I’ll wait until the votes are counted, but I remember the conversations that happened after the last PQ collapse. Sovereignists were searching for reasons on how Jean Charest’s Liberals could win despite the public being so annoyed by JC. Self reflecting conversations focused on Quebec’s possible homophobia toward Boisclair, however there was a small lingering doubt that maybe the Quebec people are starting to fear the PQ and that dreaded R-word.
Gone are the constitutional crisis days of the 80’s and 90’s that fueled sovereignist resentment above economic practicality. Pauline Marois has been slyly constructing controversy against religious minorities as a method of keeping cultural issues (PQ’s raison d’etre) at the forefront. This serves to goad people into voting PQ as a romanticized bulwark for tradition (as well as serving up easy “red meat” issues to party faithfuls). However, if this election goes the way the polls are saying the separatism window is truly closing.
Here’s hoping that the election after this will be fought mainly on real “bread and butter” issues that the Quebec people face and not on the possibility/fear of a referendum.
Latest poll has the Liberals at 44%, and the PQ and the Coalition essentially tied at ~ 23% each. If that holds tomorrow, it could mean the Coalition has a shot at becoming the Official Opposition and the PQ in third place. Will depend on the voter distribution and the strength of each party’s “get out the vote” apparatus.

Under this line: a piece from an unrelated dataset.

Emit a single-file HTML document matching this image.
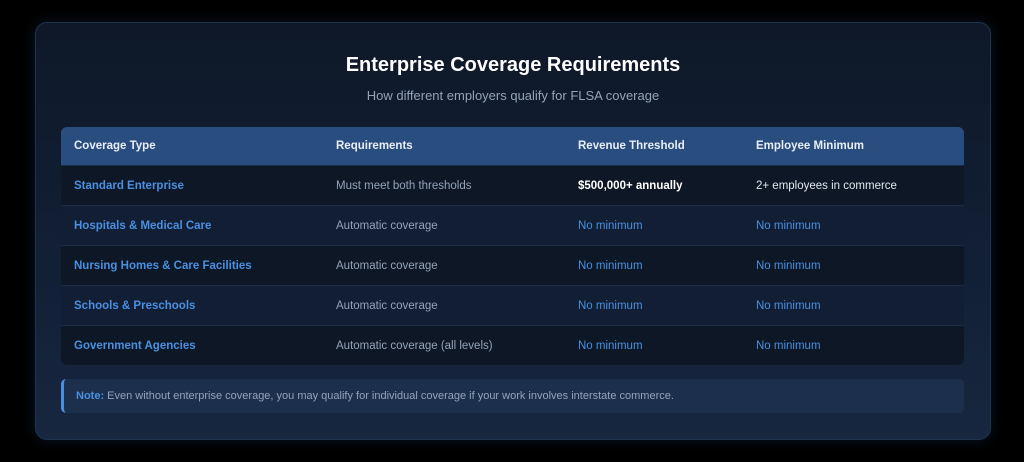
<!DOCTYPE html>
<html><head><style>
body{margin:0;width:1024px;height:462px;background:#000;font-family:"Liberation Sans",sans-serif;overflow:hidden;position:relative}
.card{position:absolute;left:35px;top:22px;width:954px;height:416px;border-radius:12px;background:linear-gradient(180deg,#0e1828 0%,#122036 60%,#17273f 100%);border:1px solid #1d3350;box-shadow:0 0 14px rgba(40,90,150,.25)}
h1{position:absolute;left:0;right:0;top:31px;margin:0;text-align:center;color:#fff;font-size:20px;font-weight:bold}
.sub{position:absolute;left:0;right:0;top:65px;text-align:center;color:#94a3b8;font-size:13px}
table{position:absolute;left:25px;top:104px;width:903px;border-collapse:collapse;border-radius:6px;overflow:hidden;font-size:11.5px}
th{background:#2a4d7f;color:#e8eef6;text-align:left;font-weight:bold;height:38px;padding:0 0 0 13px}
td{height:39px;padding:0 0 0 13px;color:#94a3b8;border-top:1px solid #1b2d45}
tr:nth-child(even) td{background:#0d1725}
tr:nth-child(odd) td{background:#111e33}
td.t{color:#4a90e2;font-weight:bold}
td.b{color:#4a90e2}
.note{position:absolute;left:25px;top:356px;width:888px;height:34px;background:#1c2f4d;border-left:3px solid #4a90e2;border-radius:5px;padding-left:12px;line-height:34px;font-size:11px;color:#94a3b8}
.note b{color:#4a90e2}
</style></head><body>
<div class="card">
<h1>Enterprise Coverage Requirements</h1>
<div class="sub">How different employers qualify for FLSA coverage</div>
<table>
<tr><th style="width:249px">Coverage Type</th><th style="width:229px">Requirements</th><th style="width:165px">Revenue Threshold</th><th>Employee Minimum</th></tr>
<tr><td class="t">Standard Enterprise</td><td>Must meet both thresholds</td><td style="color:#fff;font-weight:bold">$500,000+ annually</td><td style="color:#e2e8f0">2+ employees in commerce</td></tr>
<tr><td class="t">Hospitals &amp; Medical Care</td><td>Automatic coverage</td><td class="b">No minimum</td><td class="b">No minimum</td></tr>
<tr><td class="t">Nursing Homes &amp; Care Facilities</td><td>Automatic coverage</td><td class="b">No minimum</td><td class="b">No minimum</td></tr>
<tr><td class="t">Schools &amp; Preschools</td><td>Automatic coverage</td><td class="b">No minimum</td><td class="b">No minimum</td></tr>
<tr><td class="t">Government Agencies</td><td>Automatic coverage (all levels)</td><td class="b">No minimum</td><td class="b">No minimum</td></tr>
</table>
<div class="note"><b>Note:</b> Even without enterprise coverage, you may qualify for individual coverage if your work involves interstate commerce.</div>
</div>
</body></html>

It seems that Quebec politics are more the PLQ’s to lose than anything. The PLQ had been there for a while and even after a scandal, the PQ only got a minority government which it seems set to lose half a term later.
If I were in the PQ, I’d really wonder what I have to do to win. Boisvert’s preppiness didn’t work. Identity stuff didn’t work. Secession talk didn’t work.
Economic populism? With the popularity of Action Démocratique then and the CAQ now, it doesn’t seem fertile.
The landscape would chaneg very much if it became a game between the PLQ and the CAQ.